The fourth man exited after the others and was holding a cloth to his face. The blood covered rag pressed against a gash on the top of his head, presumably from whatever the Medicine Woman struck him with. The blood ran down his forehead. The river of red was slowed by the cloth, but a narrow stream trickled its way down and connected with a nasty scar running diagonally across his face.

Hatch was caught in mid-draw. These men were not the amateur enforcers Munoz brought with him. These three men were skilled operators.

When facing death, embrace it with open arms. For it is a friend who's been with you since the beginning and now you finally get to greet each other face to face. Do it with honor. Do it with a smile on your face. Her father's words sang to Hatch as she approached her end as her father had taught her to do long before he hoped she'd ever need to use it. Hatch wasn't sure of her thoughts on what happened when she crossed over to the other side. But she did believe without question that when she did, she would see her sister and father again. She thought of them both now. And the image of them in her mind helped honor her father's command.

Hatch looked past the gunman, locking eyes with the scarred man who stood behind them, and smiled.

Hatch refused to close her eyes. A decision she'd long ago made. Hatch wanted to face her killer as the reaper's scythe swept the life from her body. She felt it only fair to embrace the way she used death's gift to fill the cages of hell.

The smile hadn't ended with the consequence she'd expected.
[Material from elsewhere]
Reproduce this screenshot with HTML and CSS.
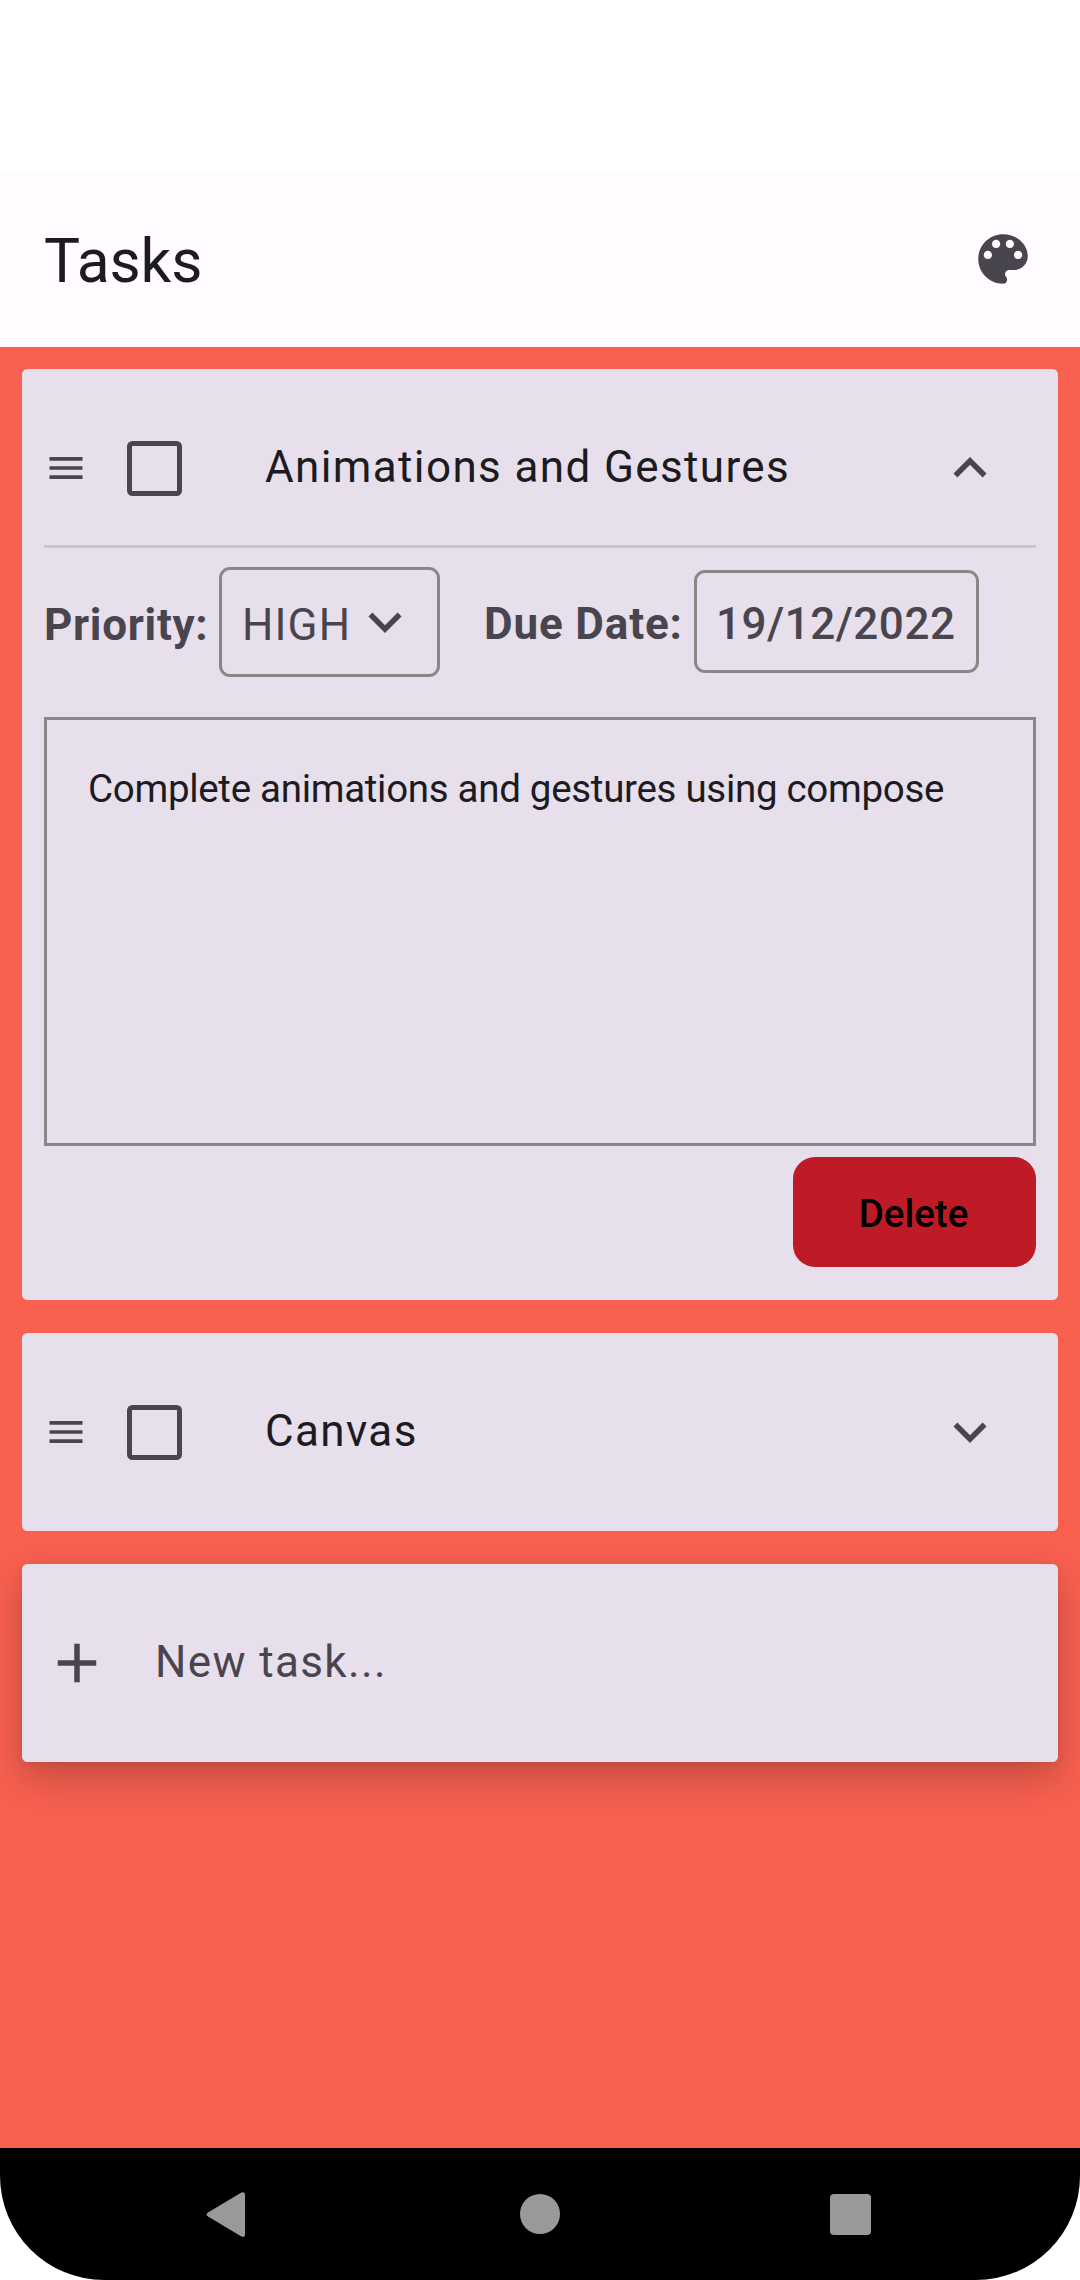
FILE: index.html
```html
<!DOCTYPE html>
<html lang="en">
<head>
<meta charset="utf-8">
<title>Tasks</title>
<link rel="stylesheet" href="styles.css">
</head>
<body>
<div class="screen">
  <header class="app-bar">
    <h1 class="app-title">Tasks</h1>
    <svg class="icon" viewBox="0 0 24 24"><path d="M12 3c-4.970 0-9 4.030-9 9s4.030 9 9 9c.83 0 1.500-.67 1.500-1.500 0-.39-.15-.74-.39-1.010-.23-.26-.38-.61-.38-.99 0-.83.67-1.500 1.500-1.500H16c2.760 0 5-2.240 5-5 0-4.420-4.030-8-9-8zm-5.500 9c-.83 0-1.500-.67-1.500-1.500S5.670 9 6.500 9 8 9.670 8 10.500 7.330 12 6.500 12zm3-4C8.670 8 8 7.330 8 6.500S8.670 5 9.500 5s1.500.67 1.500 1.500S10.330 8 9.500 8zm5 0c-.83 0-1.500-.67-1.500-1.500S13.670 5 14.500 5s1.500.67 1.500 1.500S15.330 8 14.500 8zm3 4c-.83 0-1.500-.67-1.500-1.500S16.670 9 17.500 9s1.500.67 1.500 1.500-.67 1.500-1.500 1.500z"/></svg>
  </header>
  <main class="task-list">
    <section class="card">
      <div class="task-row">
        <svg class="icon icon-drag" viewBox="0 0 24 24"><path d="M3 18h18v-2H3v2zm0-5h18v-2H3v2zm0-7v2h18V6H3z"/></svg>
        <span class="checkbox"></span>
        <span class="task-name">Animations and Gestures</span>
        <svg class="icon icon-toggle" viewBox="0 0 24 24"><path d="M12 8l-6 6 1.410 1.410L12 10.830l4.590 4.580L18 14z"/></svg>
      </div>
      <div class="details">
        <div class="fields">
          <span class="label">Priority:</span>
          <div class="field field-priority">
            <span class="value">HIGH</span>
            <svg class="icon" viewBox="0 0 24 24"><path d="M16.590 8.590L12 13.170 7.410 8.590 6 10l6 6 6-6z"/></svg>
          </div>
          <span class="label label-date">Due Date:</span>
          <div class="field field-date">19/12/2022</div>
        </div>
        <div class="description">Complete animations and gestures using compose</div>
        <div class="actions"><button class="delete">Delete</button></div>
      </div>
    </section>
    <section class="card">
      <div class="task-row">
        <svg class="icon icon-drag" viewBox="0 0 24 24"><path d="M3 18h18v-2H3v2zm0-5h18v-2H3v2zm0-7v2h18V6H3z"/></svg>
        <span class="checkbox"></span>
        <span class="task-name">Canvas</span>
        <svg class="icon icon-toggle" viewBox="0 0 24 24"><path d="M16.590 8.590L12 13.170 7.410 8.590 6 10l6 6 6-6z"/></svg>
      </div>
    </section>
    <section class="card card-new">
      <div class="task-row">
        <svg class="icon" viewBox="0 0 24 24"><path d="M19 13h-6v6h-2v-6H5v-2h6V5h2v6h6v2z"/></svg>
        <span class="placeholder">New task...</span>
      </div>
    </section>
  </main>
  <nav class="nav-bar">
    <svg class="nav-icon" viewBox="0 0 48 48"><path d="M3 22.500L36 2.700Q40 1 40 5V44Q40 48 36 46.300L3 26.500Q0 24.500 3 22.500z"/></svg>
    <svg class="nav-icon" viewBox="0 0 48 48"><circle cx="24" cy="24" r="20"/></svg>
    <svg class="nav-icon" viewBox="0 0 48 48"><rect x="3" y="4" width="41" height="41" rx="4"/></svg>
  </nav>
</div>
</body>
</html>
```
FILE: styles.css
```css
* { box-sizing: border-box; }

body {
  margin: 0;
  background: #fff;
  font-family: Roboto, sans-serif;
  color: #1c1b1f;
}

.screen {
  display: flex;
  flex-direction: column;
  height: 2280px;
  padding-top: 171px;
}

.app-bar {
  display: flex;
  align-items: center;
  justify-content: space-between;
  height: 176px;
  padding: 0 44px;
  background: #fffbfe;
}

.app-title {
  margin: 5px 0 0;
  font-size: 60.5px;
  font-weight: 400;
  line-height: 77px;
  letter-spacing: -.1px;
}

.icon {
  flex: none;
  width: 66px;
  height: 66px;
  fill: #49454f;
}

.task-list {
  flex: 1;
  display: flex;
  flex-direction: column;
  gap: 33px;
  padding: 22px;
  background: #f86050;
}

.card {
  padding: 22px;
  border-radius: 5.5px;
  background: #e7dfeb;
  color: #49454f;
  font-size: 44px;
  line-height: 66px;
  letter-spacing: 1.375px;
}

.card-new { box-shadow: 0 16px 38px rgba(0, 0, 0, .22), 0 2px 10px rgba(0, 0, 0, .06); }

.task-row {
  display: flex;
  align-items: center;
  height: 154px;
}

.icon-drag { width: 44px; height: 44px; }

.checkbox {
  width: 55px;
  height: 55px;
  margin-left: 39px;
  border: 5px solid #49454f;
  border-radius: 5.5px;
}

.task-name {
  flex: 1;
  margin-left: 83px;
  padding-bottom: 2px;
  color: #1c1b1f;
}

.icon-toggle { margin-right: 33px; }

.placeholder { margin-left: 45px; padding-bottom: 2px; }

.details {
  border-top: 3px solid #cac4d0;
  padding: 19px 0 11px;
}

.fields {
  display: flex;
  align-items: center;
  height: 110px;
}

.label {
  width: 175px;
  padding-top: 5px;
  font-weight: 700;
  letter-spacing: .7px;
}

.label-date {
  width: 210px;
  margin-left: 44px;
  padding-top: 3px;
  letter-spacing: .85px;
}

.field {
  display: flex;
  align-items: center;
  border: 3px solid #888;
  border-radius: 11px;
}

.field-priority {
  width: 221px;
  height: 110px;
  padding-left: 20px;
}

.field-priority .icon { margin-left: 1px; }

.value { padding-top: 5px; letter-spacing: 1.1px; }

.field-date {
  width: 285px;
  height: 103px;
  margin-bottom: 1px;
  padding: 4px 0 0 19px;
  font-weight: 500;
  letter-spacing: .5px;
}

.description {
  height: 429px;
  margin-top: 40px;
  padding: 41px;
  border: 3px solid #888;
  color: #1c1b1f;
  font-size: 38.5px;
  line-height: 55px;
  letter-spacing: -.3px;
}

.actions {
  display: flex;
  justify-content: flex-end;
  padding-top: 11px;
}

.delete {
  width: 243px;
  height: 110px;
  padding: 2px 2px 0 0;
  border: 0;
  border-radius: 22px;
  background: #be1b26;
  color: #000;
  font: 500 38.5px/55px Roboto, sans-serif;
  letter-spacing: 0;
}

.nav-bar {
  display: flex;
  align-items: center;
  justify-content: center;
  gap: 263px;
  height: 132px;
  border-radius: 0 0 104px 104px;
  background: #000;
}

.nav-icon {
  width: 48px;
  height: 48px;
  fill: #999;
}
```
The firing squad held their position. And Devil Dogs’ scarred master gave no command to do otherwise. The only change was in the man's face. Cruel intentions lay behind the eyes as he returned her smile with one of his own.

"I am Juan Carlos Moreno. I serve at the right hand of my employer, Hector Fuentes, and he has requested the company of your presence."

Hatch weighed her life in Shakespeare's simple yet eloquently put soliloquy on death, "To be or not be." The answer to which was a simple one.

Being interrogated by the world's most dangerous cartel leader was still a hell of a lot better than being dead.

Hatch released the Glock. The rough texture of the weapon's grip left its imprint on the palm of her left hand that was now raised in line with her right as she surrendered to her enemy. This would be the first time Hatch had been taken hostage. But the bank robbery in San Antonio was very different from the circumstances facing her now.

"On your knees."

No opportunity for heroics, Hatch complied.

"Turn around and put your hands on your head."

Hatch looked in the direction of the rooftop Ayala and Rothman had escaped to. She was scanning the debris field of laundry fluttering in the warm breeze whispering of the approaching heat of day and was relieved the two were nowhere to be seen.

An unnecessary pistol whip was delivered to the side of her head by one of the men who wielded the cold hard steel like a blackjack. Hatch's vision blurred and she fell forward onto the tin roof.

And just before she disappeared into the dark, the light of the moon danced across the top of a yellow Nissan, as it slipped away undetected.

Thirty-Three

The stagnant water a foot below Hatch's head captured the image of her blood-soaked face. The butt stroke to the side of her skull had bled steadily, as evidenced by the amount that was dried and caked across her face. It had clotted while she was unconscious.

In the few minutes since her vision had cleared, she'd taken the time to assess her circumstances. She was suspended over a round metal kiddie pool, the kind Hatch had seen in the black and white westerns her dad watched when she was young. A belt connected the top of the chair to a bolted hook on the wall behind her, keeping the chair and Hatch, who was strapped to it, held firmly at a forty-five-degree angle to the water below.

The tight restraints bit into her flesh at her wrists and ankles, the worst of which had cut open her right wrist, adding what would surely be new scars over the old one. The ripples made by her steadily dripping blood carried away the grotesque image of Hatch's face.